[YOUR INSTRUCTIONS]: Copy each line below that includes "React".

[Pages as source code]:
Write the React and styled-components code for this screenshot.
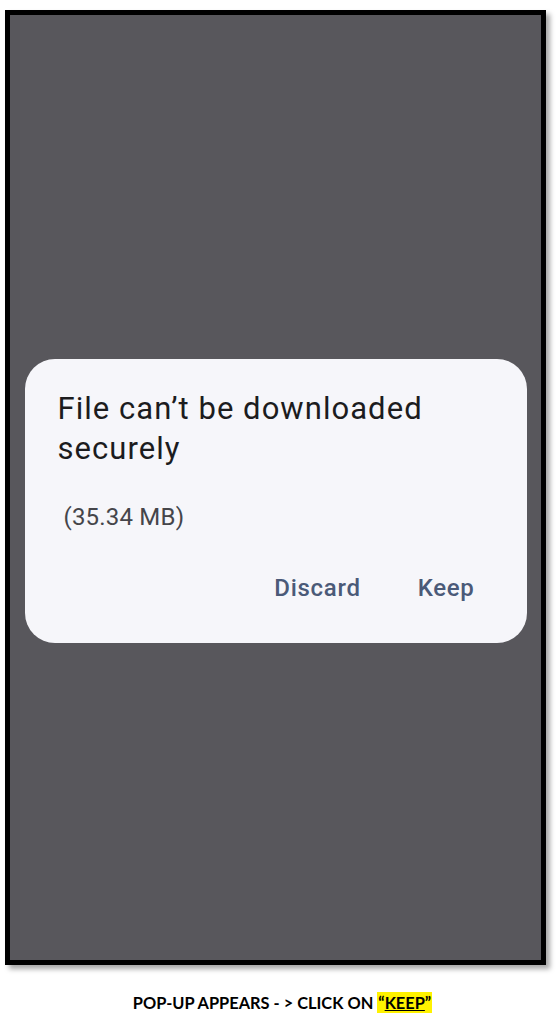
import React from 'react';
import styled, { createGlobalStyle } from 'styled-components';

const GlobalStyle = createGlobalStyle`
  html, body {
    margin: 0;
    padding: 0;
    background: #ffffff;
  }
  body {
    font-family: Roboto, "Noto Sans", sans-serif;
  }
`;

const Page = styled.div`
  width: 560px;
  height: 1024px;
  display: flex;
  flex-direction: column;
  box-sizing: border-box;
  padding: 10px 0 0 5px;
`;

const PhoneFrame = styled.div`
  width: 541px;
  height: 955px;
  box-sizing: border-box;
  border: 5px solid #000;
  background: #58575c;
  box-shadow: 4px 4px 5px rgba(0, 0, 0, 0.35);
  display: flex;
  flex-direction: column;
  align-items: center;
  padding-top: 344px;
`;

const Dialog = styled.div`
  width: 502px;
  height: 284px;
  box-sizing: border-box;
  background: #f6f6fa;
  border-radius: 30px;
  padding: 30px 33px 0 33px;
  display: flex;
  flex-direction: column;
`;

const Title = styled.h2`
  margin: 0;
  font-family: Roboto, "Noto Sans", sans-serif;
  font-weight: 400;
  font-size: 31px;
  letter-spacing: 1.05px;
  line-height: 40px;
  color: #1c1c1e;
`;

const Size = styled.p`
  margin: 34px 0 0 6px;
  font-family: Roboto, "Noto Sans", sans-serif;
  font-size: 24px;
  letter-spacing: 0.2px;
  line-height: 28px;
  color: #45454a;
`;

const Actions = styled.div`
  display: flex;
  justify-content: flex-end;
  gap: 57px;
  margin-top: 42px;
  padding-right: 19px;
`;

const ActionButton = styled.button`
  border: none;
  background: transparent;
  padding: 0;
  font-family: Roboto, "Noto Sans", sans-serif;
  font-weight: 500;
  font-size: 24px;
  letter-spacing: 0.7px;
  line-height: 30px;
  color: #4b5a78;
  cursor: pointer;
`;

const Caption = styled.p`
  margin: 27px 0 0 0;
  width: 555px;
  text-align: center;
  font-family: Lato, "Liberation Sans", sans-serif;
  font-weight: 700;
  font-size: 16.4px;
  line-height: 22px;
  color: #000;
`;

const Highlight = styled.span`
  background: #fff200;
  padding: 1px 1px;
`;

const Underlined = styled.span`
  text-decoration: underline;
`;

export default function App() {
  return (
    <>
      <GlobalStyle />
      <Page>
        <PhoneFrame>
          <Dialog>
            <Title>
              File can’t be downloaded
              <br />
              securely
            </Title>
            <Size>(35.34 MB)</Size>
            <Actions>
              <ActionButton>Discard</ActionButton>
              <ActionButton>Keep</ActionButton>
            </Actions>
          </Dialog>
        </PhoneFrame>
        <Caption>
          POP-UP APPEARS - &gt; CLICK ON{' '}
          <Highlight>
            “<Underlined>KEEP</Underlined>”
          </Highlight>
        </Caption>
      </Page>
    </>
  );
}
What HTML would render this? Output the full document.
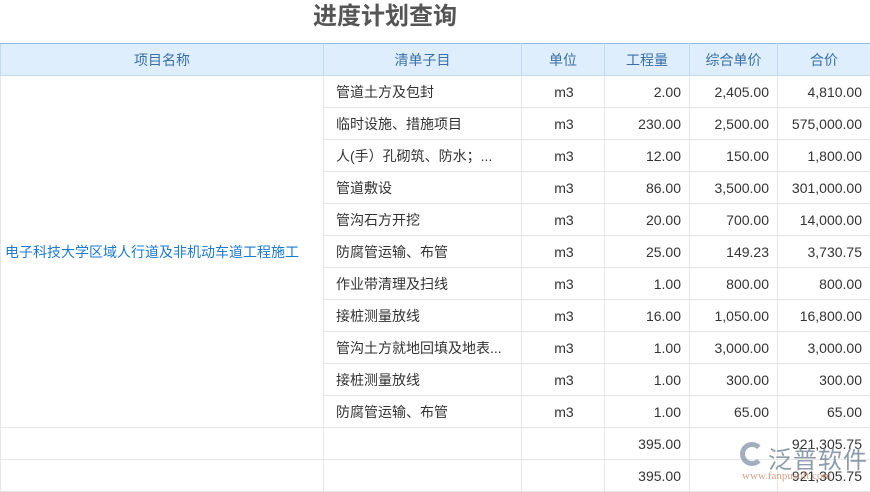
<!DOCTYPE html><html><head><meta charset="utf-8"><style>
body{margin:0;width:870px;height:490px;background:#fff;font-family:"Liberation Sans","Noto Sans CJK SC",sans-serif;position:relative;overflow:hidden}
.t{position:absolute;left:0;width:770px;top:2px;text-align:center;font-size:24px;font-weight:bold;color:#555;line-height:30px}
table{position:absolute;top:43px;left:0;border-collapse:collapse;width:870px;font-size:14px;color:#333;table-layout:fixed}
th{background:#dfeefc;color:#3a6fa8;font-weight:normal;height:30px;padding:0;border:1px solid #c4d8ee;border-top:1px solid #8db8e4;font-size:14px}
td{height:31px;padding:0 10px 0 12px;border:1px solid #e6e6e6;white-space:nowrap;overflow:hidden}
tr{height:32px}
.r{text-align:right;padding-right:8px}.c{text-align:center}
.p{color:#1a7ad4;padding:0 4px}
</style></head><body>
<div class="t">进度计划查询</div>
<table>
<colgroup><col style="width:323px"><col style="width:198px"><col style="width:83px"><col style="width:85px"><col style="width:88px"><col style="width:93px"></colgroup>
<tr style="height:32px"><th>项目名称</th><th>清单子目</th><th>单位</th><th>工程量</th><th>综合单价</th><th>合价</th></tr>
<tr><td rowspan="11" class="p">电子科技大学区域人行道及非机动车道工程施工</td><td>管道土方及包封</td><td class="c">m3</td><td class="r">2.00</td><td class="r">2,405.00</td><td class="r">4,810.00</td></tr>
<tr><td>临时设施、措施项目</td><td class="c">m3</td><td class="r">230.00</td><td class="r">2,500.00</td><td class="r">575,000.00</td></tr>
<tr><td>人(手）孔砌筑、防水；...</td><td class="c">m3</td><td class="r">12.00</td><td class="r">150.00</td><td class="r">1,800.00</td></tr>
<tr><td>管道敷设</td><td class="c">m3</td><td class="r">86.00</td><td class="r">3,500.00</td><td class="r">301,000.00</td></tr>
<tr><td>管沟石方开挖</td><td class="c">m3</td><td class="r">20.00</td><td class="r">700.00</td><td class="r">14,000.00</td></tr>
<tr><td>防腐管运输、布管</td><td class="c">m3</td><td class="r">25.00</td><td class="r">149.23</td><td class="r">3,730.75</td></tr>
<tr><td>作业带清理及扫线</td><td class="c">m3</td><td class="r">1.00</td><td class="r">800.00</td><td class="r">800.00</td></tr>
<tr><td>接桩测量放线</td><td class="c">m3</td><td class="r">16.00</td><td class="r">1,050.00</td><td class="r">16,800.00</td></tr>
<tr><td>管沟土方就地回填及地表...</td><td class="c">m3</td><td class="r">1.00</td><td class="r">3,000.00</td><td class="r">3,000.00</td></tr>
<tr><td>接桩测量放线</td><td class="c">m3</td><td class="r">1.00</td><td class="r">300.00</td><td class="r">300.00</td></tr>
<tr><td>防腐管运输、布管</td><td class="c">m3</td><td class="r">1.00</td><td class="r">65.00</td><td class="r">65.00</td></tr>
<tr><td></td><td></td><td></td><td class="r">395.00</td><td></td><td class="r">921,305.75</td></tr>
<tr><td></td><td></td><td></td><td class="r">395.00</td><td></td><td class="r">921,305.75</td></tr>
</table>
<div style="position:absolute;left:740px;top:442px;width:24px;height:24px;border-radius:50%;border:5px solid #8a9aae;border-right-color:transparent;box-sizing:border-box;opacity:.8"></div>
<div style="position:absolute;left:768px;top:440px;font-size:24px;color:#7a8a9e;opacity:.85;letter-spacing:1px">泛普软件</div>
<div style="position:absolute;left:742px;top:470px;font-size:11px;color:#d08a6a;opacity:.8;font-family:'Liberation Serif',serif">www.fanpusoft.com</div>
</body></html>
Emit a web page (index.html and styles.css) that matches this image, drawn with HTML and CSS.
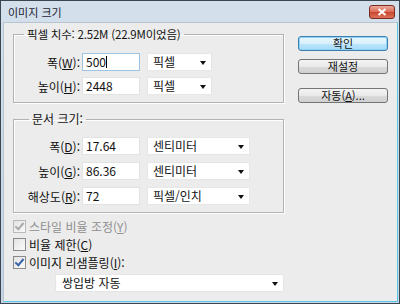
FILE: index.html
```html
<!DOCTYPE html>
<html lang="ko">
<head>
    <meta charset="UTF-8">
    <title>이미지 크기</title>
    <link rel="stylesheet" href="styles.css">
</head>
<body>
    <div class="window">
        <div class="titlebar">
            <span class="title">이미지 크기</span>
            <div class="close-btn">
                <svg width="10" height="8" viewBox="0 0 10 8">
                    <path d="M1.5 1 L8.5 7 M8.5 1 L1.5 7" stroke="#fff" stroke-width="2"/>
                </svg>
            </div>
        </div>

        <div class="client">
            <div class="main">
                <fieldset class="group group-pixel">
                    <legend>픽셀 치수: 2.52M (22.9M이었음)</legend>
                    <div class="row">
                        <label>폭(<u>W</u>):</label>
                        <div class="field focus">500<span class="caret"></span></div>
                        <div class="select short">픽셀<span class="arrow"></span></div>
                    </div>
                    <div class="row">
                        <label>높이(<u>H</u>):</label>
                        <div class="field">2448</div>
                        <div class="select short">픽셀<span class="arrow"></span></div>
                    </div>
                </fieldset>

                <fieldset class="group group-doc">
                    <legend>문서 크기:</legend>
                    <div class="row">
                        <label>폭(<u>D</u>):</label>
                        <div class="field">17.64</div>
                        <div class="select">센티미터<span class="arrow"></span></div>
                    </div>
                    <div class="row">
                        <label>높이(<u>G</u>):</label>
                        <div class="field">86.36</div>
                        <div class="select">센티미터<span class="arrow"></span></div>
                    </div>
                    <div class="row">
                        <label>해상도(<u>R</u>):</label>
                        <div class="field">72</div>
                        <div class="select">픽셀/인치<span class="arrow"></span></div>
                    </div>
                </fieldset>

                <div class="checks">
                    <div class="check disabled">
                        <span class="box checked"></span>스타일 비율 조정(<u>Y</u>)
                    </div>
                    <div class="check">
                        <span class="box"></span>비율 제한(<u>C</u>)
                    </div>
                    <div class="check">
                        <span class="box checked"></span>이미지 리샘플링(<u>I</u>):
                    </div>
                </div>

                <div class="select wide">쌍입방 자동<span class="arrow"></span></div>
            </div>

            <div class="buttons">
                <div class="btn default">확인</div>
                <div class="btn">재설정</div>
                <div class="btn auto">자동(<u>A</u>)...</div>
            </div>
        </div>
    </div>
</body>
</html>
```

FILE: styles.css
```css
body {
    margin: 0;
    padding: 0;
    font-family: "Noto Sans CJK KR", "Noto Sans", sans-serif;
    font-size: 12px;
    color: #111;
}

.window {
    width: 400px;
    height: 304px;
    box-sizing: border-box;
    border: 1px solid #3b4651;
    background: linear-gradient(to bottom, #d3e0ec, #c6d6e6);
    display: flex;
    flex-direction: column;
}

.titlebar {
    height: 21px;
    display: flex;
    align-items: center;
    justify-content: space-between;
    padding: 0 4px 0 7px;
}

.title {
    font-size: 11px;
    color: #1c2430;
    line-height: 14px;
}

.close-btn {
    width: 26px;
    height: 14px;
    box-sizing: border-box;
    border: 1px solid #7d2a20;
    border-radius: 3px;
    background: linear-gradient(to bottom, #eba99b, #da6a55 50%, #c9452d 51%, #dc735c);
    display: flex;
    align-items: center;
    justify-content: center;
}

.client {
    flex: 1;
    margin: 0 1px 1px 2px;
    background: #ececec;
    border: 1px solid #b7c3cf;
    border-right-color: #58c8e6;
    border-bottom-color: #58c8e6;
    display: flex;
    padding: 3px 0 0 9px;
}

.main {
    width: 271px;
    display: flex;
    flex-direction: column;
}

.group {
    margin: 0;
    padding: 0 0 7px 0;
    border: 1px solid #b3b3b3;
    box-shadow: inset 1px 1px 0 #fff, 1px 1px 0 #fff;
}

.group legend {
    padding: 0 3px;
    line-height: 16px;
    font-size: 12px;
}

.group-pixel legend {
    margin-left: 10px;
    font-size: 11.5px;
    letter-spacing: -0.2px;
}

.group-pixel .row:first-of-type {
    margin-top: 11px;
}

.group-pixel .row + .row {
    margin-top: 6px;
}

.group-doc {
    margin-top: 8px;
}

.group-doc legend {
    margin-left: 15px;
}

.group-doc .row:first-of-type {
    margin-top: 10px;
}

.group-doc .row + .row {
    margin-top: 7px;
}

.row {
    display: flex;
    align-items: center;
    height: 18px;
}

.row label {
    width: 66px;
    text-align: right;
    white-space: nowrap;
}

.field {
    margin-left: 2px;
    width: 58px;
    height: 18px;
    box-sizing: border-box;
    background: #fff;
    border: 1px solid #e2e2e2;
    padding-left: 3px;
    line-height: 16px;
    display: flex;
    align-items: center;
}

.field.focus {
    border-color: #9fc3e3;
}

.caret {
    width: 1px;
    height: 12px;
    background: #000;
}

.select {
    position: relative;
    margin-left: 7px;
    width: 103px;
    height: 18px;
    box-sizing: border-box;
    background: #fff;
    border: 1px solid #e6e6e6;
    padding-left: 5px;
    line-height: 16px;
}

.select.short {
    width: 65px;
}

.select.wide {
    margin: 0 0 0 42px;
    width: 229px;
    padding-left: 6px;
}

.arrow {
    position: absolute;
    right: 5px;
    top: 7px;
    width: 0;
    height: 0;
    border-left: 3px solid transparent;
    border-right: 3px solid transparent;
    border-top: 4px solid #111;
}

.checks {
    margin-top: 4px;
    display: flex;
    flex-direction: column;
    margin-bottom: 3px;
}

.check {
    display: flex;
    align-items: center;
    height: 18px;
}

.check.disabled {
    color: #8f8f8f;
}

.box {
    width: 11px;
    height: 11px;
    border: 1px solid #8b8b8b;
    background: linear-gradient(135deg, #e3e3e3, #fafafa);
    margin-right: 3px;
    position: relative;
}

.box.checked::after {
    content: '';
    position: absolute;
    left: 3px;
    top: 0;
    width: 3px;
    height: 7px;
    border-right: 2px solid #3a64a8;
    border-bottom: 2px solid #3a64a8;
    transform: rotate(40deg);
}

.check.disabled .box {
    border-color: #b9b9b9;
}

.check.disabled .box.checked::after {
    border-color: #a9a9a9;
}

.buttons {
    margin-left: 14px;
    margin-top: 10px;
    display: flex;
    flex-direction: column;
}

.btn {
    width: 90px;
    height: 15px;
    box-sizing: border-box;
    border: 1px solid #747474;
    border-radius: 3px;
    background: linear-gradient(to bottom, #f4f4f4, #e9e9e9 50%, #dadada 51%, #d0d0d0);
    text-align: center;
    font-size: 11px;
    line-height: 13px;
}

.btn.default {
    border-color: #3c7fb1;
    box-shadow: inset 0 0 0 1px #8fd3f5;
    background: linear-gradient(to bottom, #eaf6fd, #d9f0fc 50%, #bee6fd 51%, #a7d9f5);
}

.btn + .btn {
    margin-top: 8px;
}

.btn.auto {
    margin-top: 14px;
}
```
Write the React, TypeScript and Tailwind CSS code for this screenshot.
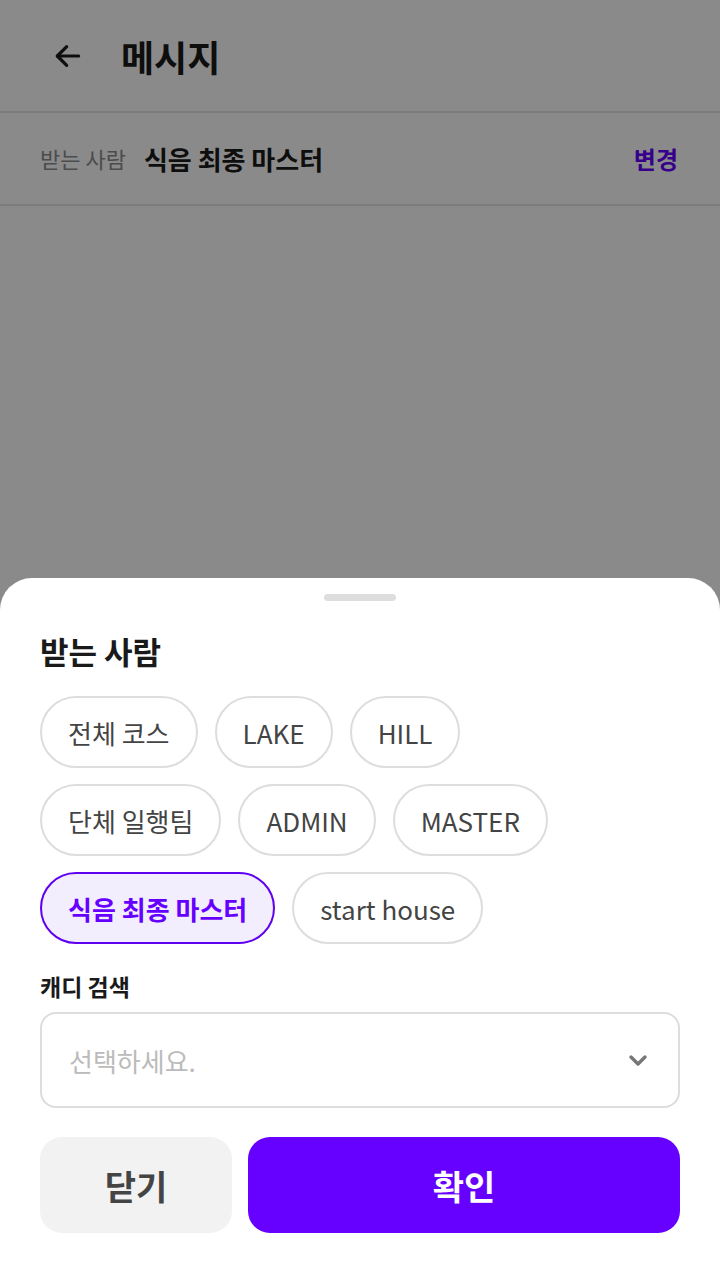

[RESULT OF THIS TASK]:
Write the React and styled-components code for this screenshot.
import React from 'react';
Write the React, TypeScript and Tailwind CSS code for this screenshot.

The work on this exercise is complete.